Волны вальса захлестывали залу, палочка пана Эльснера быстрыми вспышками колола воздух, с галереи на головы танцующих осыпались тучи серебряного конфетти, переодетые цыганками девушки со смехом вырывали друг у дружки круглые коробки с серпантином, горстями бросали вниз многоцветный дождь, а я, глядя на панну Эстер, танцующую посередине паркета с советником Мелерсом, видел эту безмолвную домашнюю церемонию, эти руки, перебирающие, раскладывающие, отпарывающие, выворачивающие, бросающие в огонь, и, внезапно почувствовав, как ледяной обруч сжимает горло, а мерзкие слезы жгут веки, торопливо вышел из залы и, бегом спустившись по лестнице, выскочил на улицу, полную людей, экипажей и огней.
До полуночи оставалось еще несколько минут. Моросил холодный мелкий дождь.
Мост теней
Вернувшись с почты на Вспульной, я закрыл дверь и, повернув ключ в замке, разорвал конверт. Панны Эстер не было дома. Пошла куда-то с панной Хирш. К Налковским?
Оторвавшийся уголок листка упал на ковер. Я разгладил помявшуюся по краям кремовую бумагу. Буквы с наклоном, дата. Черные, отливающие синевой чернила. Подпись: «Аннелизе».

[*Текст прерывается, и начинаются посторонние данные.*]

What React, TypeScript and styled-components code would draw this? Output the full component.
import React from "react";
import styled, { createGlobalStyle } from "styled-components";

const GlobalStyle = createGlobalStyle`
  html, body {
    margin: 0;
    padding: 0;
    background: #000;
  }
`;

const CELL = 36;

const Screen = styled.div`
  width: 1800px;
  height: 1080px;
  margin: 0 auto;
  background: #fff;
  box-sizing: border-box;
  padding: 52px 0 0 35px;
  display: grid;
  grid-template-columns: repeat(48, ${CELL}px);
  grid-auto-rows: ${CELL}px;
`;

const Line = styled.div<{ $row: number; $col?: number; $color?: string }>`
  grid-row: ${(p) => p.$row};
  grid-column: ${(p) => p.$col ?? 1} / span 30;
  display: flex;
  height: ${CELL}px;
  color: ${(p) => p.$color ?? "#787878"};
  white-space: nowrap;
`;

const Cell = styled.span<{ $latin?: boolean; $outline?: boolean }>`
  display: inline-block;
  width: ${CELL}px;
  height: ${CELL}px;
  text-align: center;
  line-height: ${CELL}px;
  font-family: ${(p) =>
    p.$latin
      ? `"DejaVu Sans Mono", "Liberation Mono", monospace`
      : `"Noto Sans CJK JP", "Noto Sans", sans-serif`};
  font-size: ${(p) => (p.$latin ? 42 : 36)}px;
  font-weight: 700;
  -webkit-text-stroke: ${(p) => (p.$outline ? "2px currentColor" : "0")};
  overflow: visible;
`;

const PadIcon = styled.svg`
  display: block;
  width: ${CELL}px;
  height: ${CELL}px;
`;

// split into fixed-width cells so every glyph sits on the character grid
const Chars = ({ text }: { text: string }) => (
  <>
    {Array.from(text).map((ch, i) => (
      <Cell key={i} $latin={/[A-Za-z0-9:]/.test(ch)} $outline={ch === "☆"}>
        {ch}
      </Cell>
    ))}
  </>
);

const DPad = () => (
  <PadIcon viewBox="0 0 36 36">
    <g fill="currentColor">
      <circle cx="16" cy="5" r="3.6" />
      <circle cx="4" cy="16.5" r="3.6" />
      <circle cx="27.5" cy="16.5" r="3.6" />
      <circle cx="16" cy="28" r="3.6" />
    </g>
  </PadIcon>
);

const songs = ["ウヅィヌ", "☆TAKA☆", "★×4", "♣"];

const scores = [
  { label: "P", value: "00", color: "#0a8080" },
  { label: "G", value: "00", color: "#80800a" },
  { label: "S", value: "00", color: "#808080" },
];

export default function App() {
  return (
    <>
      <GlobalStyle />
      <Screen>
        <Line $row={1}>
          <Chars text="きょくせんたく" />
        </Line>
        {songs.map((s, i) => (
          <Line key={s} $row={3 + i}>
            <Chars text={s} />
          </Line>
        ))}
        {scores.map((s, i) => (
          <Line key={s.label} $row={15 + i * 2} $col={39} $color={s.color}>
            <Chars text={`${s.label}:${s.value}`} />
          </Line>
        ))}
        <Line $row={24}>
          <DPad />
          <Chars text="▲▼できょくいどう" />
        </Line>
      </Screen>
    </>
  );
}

«…поверишь? Ах, Господи, как все это ужасно. Он теперь в клинике в И. — он, профессор базельского университета, ученик самого Ричля. Доктор В., ассистент Бинсвангера, мы с ним познакомились в Базеле — помнишь? — молодой человек, с которым мы разговаривали тогда, в конце сентября, у Юстуса Вальзера, — поверишь ли? — этот молодой человек спокойно, не моргнув глазом, день за днем — я знаю об этом от Ц. — с педантичной тщательностью красным карандашом записывает в истории болезни: “Больной считает себя Фридрихом Вильгельмом IV” или “Больной призывает Ариадну, просит дать ему пить”.
А он не помнит уже ни одной даты. В сумерках говорит что-то по-итальянски, долго, громко, взволнованно, что именно — никто не может понять. Падает на пол, швыряет шляпу в зеркало, потом терпеливо втолковывает санитарам, что должен идти, поскольку его ждут камергеры и придворные. Униженно вежлив, кланяясь до земли, умоляет его простить, ищет чью-то руку, осторожно, как сквозь паутину, тычет пальцем в оконное стекло. Не душа ли Гёльдерлина рыдает в этом человеке, в котором угасает все, кроме страдающего сердца?
Бывают дни, когда он говорит внятно, совершенно разумно, без труда припоминает разные эпизоды до болезни — но не помнит, что делал час назад. Как дитя радуется, украв карандаш, — теперь ему будет чем писать. Уже месяц украдкой таскает книги из кабинета, пытается соорудить из них дом, куда заползает на коленях, чтобы — как он шепчет — наконец заснуть. Помнишь ту фотографию лечебницы, которую сделал Гаст? После прогулок с матерью он охотно возвращается — как говорит — в прекрасный дворец. Импровизирует на рояле, и, пока играет, мать может оставить его одного. Играет замечательно, на вопрос, что играл, отвечает без запинки: “Опус 31 Бетховена”. Те страшные приступы больше не повторяются. За матерью ходит по пятам, как ребенок.